**Data excerpt:**
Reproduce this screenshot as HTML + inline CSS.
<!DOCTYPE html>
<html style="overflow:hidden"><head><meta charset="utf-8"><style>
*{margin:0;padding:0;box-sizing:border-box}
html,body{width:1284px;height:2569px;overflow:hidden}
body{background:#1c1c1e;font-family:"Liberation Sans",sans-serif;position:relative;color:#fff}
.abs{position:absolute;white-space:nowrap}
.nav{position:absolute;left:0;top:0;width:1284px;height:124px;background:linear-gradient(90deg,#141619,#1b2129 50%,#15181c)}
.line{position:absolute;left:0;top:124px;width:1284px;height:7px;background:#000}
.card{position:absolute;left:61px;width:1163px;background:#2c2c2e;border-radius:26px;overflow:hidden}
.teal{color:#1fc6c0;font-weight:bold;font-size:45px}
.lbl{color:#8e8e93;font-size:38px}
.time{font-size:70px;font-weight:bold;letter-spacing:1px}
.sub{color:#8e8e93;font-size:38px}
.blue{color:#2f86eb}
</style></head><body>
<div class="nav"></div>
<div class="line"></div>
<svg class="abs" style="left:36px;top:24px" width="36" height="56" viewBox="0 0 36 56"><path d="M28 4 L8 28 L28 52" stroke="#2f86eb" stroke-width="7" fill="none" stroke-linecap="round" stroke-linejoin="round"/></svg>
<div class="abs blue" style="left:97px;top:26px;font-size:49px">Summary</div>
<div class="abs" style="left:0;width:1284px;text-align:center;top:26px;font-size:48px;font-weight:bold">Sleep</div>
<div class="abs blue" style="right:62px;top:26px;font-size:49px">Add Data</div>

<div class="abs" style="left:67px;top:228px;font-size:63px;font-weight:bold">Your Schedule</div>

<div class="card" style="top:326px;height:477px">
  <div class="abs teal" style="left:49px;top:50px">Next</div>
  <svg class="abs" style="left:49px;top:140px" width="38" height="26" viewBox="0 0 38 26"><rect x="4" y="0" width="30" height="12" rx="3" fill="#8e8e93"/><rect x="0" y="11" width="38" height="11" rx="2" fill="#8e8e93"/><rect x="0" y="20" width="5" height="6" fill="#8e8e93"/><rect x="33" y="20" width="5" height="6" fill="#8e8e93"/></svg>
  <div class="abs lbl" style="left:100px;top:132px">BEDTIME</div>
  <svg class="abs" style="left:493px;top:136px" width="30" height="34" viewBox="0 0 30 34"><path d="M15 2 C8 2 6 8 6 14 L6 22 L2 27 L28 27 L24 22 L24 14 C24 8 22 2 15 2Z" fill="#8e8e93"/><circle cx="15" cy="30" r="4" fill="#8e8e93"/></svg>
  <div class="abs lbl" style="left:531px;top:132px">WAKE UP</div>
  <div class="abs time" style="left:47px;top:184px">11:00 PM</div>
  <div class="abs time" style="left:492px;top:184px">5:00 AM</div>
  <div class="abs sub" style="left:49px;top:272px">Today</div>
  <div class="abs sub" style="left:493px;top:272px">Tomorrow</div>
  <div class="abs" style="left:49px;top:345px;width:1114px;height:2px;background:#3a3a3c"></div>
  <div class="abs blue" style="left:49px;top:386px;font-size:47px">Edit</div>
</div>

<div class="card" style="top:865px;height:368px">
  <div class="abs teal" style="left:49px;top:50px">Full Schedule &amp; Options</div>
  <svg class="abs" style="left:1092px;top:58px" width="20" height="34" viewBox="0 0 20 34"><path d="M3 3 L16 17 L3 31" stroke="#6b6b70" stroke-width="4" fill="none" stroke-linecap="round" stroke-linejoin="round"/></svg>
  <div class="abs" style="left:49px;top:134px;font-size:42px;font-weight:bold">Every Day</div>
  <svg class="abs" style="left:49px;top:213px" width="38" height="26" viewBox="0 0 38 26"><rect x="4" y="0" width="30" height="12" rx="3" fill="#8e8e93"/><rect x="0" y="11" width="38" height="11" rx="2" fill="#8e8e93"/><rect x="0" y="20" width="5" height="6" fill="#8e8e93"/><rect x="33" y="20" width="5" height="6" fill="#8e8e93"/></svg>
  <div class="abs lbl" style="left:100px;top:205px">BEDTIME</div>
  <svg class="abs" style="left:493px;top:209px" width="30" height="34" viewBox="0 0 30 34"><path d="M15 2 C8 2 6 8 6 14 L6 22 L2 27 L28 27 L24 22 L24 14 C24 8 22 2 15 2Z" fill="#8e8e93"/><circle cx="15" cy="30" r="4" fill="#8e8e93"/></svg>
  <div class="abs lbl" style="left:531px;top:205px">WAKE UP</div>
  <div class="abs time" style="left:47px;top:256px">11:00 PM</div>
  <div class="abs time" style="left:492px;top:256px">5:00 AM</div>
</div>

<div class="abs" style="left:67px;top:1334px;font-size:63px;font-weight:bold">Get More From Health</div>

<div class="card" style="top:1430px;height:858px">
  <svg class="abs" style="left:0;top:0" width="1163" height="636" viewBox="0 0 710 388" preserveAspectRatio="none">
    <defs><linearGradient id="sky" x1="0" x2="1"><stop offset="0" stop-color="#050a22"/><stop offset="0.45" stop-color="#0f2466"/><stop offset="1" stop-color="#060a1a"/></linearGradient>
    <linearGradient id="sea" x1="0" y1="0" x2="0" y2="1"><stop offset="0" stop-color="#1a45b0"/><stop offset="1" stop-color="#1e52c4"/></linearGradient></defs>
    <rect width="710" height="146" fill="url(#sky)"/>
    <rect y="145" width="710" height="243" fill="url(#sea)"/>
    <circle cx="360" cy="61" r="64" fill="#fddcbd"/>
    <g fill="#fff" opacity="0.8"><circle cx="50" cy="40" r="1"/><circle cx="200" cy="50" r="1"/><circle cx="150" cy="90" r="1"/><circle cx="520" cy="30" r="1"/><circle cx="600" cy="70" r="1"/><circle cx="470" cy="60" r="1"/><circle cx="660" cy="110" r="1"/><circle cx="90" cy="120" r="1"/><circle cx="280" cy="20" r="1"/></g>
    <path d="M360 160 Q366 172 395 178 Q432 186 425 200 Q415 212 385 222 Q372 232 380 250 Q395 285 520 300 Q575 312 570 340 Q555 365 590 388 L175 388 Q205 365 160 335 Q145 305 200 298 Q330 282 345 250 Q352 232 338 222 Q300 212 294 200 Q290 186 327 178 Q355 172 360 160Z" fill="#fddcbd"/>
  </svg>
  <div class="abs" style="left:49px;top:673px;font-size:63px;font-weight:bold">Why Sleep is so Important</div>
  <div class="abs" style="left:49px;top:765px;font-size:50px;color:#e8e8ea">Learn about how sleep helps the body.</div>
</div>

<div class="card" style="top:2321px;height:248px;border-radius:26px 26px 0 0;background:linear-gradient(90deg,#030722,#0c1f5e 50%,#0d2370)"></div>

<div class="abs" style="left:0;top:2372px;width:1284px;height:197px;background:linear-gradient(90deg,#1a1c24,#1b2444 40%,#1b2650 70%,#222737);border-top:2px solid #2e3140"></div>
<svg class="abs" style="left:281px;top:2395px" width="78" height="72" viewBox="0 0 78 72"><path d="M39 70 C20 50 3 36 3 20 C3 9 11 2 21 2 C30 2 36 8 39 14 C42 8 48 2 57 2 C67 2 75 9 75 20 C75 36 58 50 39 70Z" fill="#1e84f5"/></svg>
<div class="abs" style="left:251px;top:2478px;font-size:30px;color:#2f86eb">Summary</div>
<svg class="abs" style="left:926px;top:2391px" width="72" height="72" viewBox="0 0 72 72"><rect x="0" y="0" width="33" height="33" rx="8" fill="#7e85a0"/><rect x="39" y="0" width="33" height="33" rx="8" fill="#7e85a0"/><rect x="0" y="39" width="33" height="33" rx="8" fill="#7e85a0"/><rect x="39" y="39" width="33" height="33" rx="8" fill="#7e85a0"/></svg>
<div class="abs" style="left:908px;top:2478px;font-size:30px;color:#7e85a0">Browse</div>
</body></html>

**Required work:** Copy all data exactly, start to finish.

**Correct response:**
Reproduce this screenshot as HTML + inline CSS.
<!DOCTYPE html>
<html style="overflow:hidden"><head><meta charset="utf-8"><style>
*{margin:0;padding:0;box-sizing:border-box}
html,body{width:1284px;height:2569px;overflow:hidden}
body{background:#1c1c1e;font-family:"Liberation Sans",sans-serif;position:relative;color:#fff}
.abs{position:absolute;white-space:nowrap}
.nav{position:absolute;left:0;top:0;width:1284px;height:124px;background:linear-gradient(90deg,#141619,#1b2129 50%,#15181c)}
.line{position:absolute;left:0;top:124px;width:1284px;height:7px;background:#000}
.card{position:absolute;left:61px;width:1163px;background:#2c2c2e;border-radius:26px;overflow:hidden}
.teal{color:#1fc6c0;font-weight:bold;font-size:45px}
.lbl{color:#8e8e93;font-size:38px}
.time{font-size:70px;font-weight:bold;letter-spacing:1px}
.sub{color:#8e8e93;font-size:38px}
.blue{color:#2f86eb}
</style></head><body>
<div class="nav"></div>
<div class="line"></div>
<svg class="abs" style="left:36px;top:24px" width="36" height="56" viewBox="0 0 36 56"><path d="M28 4 L8 28 L28 52" stroke="#2f86eb" stroke-width="7" fill="none" stroke-linecap="round" stroke-linejoin="round"/></svg>
<div class="abs blue" style="left:97px;top:26px;font-size:49px">Summary</div>
<div class="abs" style="left:0;width:1284px;text-align:center;top:26px;font-size:48px;font-weight:bold">Sleep</div>
<div class="abs blue" style="right:62px;top:26px;font-size:49px">Add Data</div>

<div class="abs" style="left:67px;top:228px;font-size:63px;font-weight:bold">Your Schedule</div>

<div class="card" style="top:326px;height:477px">
  <div class="abs teal" style="left:49px;top:50px">Next</div>
  <svg class="abs" style="left:49px;top:140px" width="38" height="26" viewBox="0 0 38 26"><rect x="4" y="0" width="30" height="12" rx="3" fill="#8e8e93"/><rect x="0" y="11" width="38" height="11" rx="2" fill="#8e8e93"/><rect x="0" y="20" width="5" height="6" fill="#8e8e93"/><rect x="33" y="20" width="5" height="6" fill="#8e8e93"/></svg>
  <div class="abs lbl" style="left:100px;top:132px">BEDTIME</div>
  <svg class="abs" style="left:493px;top:136px" width="30" height="34" viewBox="0 0 30 34"><path d="M15 2 C8 2 6 8 6 14 L6 22 L2 27 L28 27 L24 22 L24 14 C24 8 22 2 15 2Z" fill="#8e8e93"/><circle cx="15" cy="30" r="4" fill="#8e8e93"/></svg>
  <div class="abs lbl" style="left:531px;top:132px">WAKE UP</div>
  <div class="abs time" style="left:47px;top:184px">11:00 PM</div>
  <div class="abs time" style="left:492px;top:184px">5:00 AM</div>
  <div class="abs sub" style="left:49px;top:272px">Today</div>
  <div class="abs sub" style="left:493px;top:272px">Tomorrow</div>
  <div class="abs" style="left:49px;top:345px;width:1114px;height:2px;background:#3a3a3c"></div>
  <div class="abs blue" style="left:49px;top:386px;font-size:47px">Edit</div>
</div>

<div class="card" style="top:865px;height:368px">
  <div class="abs teal" style="left:49px;top:50px">Full Schedule &amp; Options</div>
  <svg class="abs" style="left:1092px;top:58px" width="20" height="34" viewBox="0 0 20 34"><path d="M3 3 L16 17 L3 31" stroke="#6b6b70" stroke-width="4" fill="none" stroke-linecap="round" stroke-linejoin="round"/></svg>
  <div class="abs" style="left:49px;top:134px;font-size:42px;font-weight:bold">Every Day</div>
  <svg class="abs" style="left:49px;top:213px" width="38" height="26" viewBox="0 0 38 26"><rect x="4" y="0" width="30" height="12" rx="3" fill="#8e8e93"/><rect x="0" y="11" width="38" height="11" rx="2" fill="#8e8e93"/><rect x="0" y="20" width="5" height="6" fill="#8e8e93"/><rect x="33" y="20" width="5" height="6" fill="#8e8e93"/></svg>
  <div class="abs lbl" style="left:100px;top:205px">BEDTIME</div>
  <svg class="abs" style="left:493px;top:209px" width="30" height="34" viewBox="0 0 30 34"><path d="M15 2 C8 2 6 8 6 14 L6 22 L2 27 L28 27 L24 22 L24 14 C24 8 22 2 15 2Z" fill="#8e8e93"/><circle cx="15" cy="30" r="4" fill="#8e8e93"/></svg>
  <div class="abs lbl" style="left:531px;top:205px">WAKE UP</div>
  <div class="abs time" style="left:47px;top:256px">11:00 PM</div>
  <div class="abs time" style="left:492px;top:256px">5:00 AM</div>
</div>

<div class="abs" style="left:67px;top:1334px;font-size:63px;font-weight:bold">Get More From Health</div>

<div class="card" style="top:1430px;height:858px">
  <svg class="abs" style="left:0;top:0" width="1163" height="636" viewBox="0 0 710 388" preserveAspectRatio="none">
    <defs><linearGradient id="sky" x1="0" x2="1"><stop offset="0" stop-color="#050a22"/><stop offset="0.45" stop-color="#0f2466"/><stop offset="1" stop-color="#060a1a"/></linearGradient>
    <linearGradient id="sea" x1="0" y1="0" x2="0" y2="1"><stop offset="0" stop-color="#1a45b0"/><stop offset="1" stop-color="#1e52c4"/></linearGradient></defs>
    <rect width="710" height="146" fill="url(#sky)"/>
    <rect y="145" width="710" height="243" fill="url(#sea)"/>
    <circle cx="360" cy="61" r="64" fill="#fddcbd"/>
    <g fill="#fff" opacity="0.8"><circle cx="50" cy="40" r="1"/><circle cx="200" cy="50" r="1"/><circle cx="150" cy="90" r="1"/><circle cx="520" cy="30" r="1"/><circle cx="600" cy="70" r="1"/><circle cx="470" cy="60" r="1"/><circle cx="660" cy="110" r="1"/><circle cx="90" cy="120" r="1"/><circle cx="280" cy="20" r="1"/></g>
    <path d="M360 160 Q366 172 395 178 Q432 186 425 200 Q415 212 385 222 Q372 232 380 250 Q395 285 520 300 Q575 312 570 340 Q555 365 590 388 L175 388 Q205 365 160 335 Q145 305 200 298 Q330 282 345 250 Q352 232 338 222 Q300 212 294 200 Q290 186 327 178 Q355 172 360 160Z" fill="#fddcbd"/>
  </svg>
  <div class="abs" style="left:49px;top:673px;font-size:63px;font-weight:bold">Why Sleep is so Important</div>
  <div class="abs" style="left:49px;top:765px;font-size:50px;color:#e8e8ea">Learn about how sleep helps the body.</div>
</div>

<div class="card" style="top:2321px;height:248px;border-radius:26px 26px 0 0;background:linear-gradient(90deg,#030722,#0c1f5e 50%,#0d2370)"></div>

<div class="abs" style="left:0;top:2372px;width:1284px;height:197px;background:linear-gradient(90deg,#1a1c24,#1b2444 40%,#1b2650 70%,#222737);border-top:2px solid #2e3140"></div>
<svg class="abs" style="left:281px;top:2395px" width="78" height="72" viewBox="0 0 78 72"><path d="M39 70 C20 50 3 36 3 20 C3 9 11 2 21 2 C30 2 36 8 39 14 C42 8 48 2 57 2 C67 2 75 9 75 20 C75 36 58 50 39 70Z" fill="#1e84f5"/></svg>
<div class="abs" style="left:251px;top:2478px;font-size:30px;color:#2f86eb">Summary</div>
<svg class="abs" style="left:926px;top:2391px" width="72" height="72" viewBox="0 0 72 72"><rect x="0" y="0" width="33" height="33" rx="8" fill="#7e85a0"/><rect x="39" y="0" width="33" height="33" rx="8" fill="#7e85a0"/><rect x="0" y="39" width="33" height="33" rx="8" fill="#7e85a0"/><rect x="39" y="39" width="33" height="33" rx="8" fill="#7e85a0"/></svg>
<div class="abs" style="left:908px;top:2478px;font-size:30px;color:#7e85a0">Browse</div>
</body></html>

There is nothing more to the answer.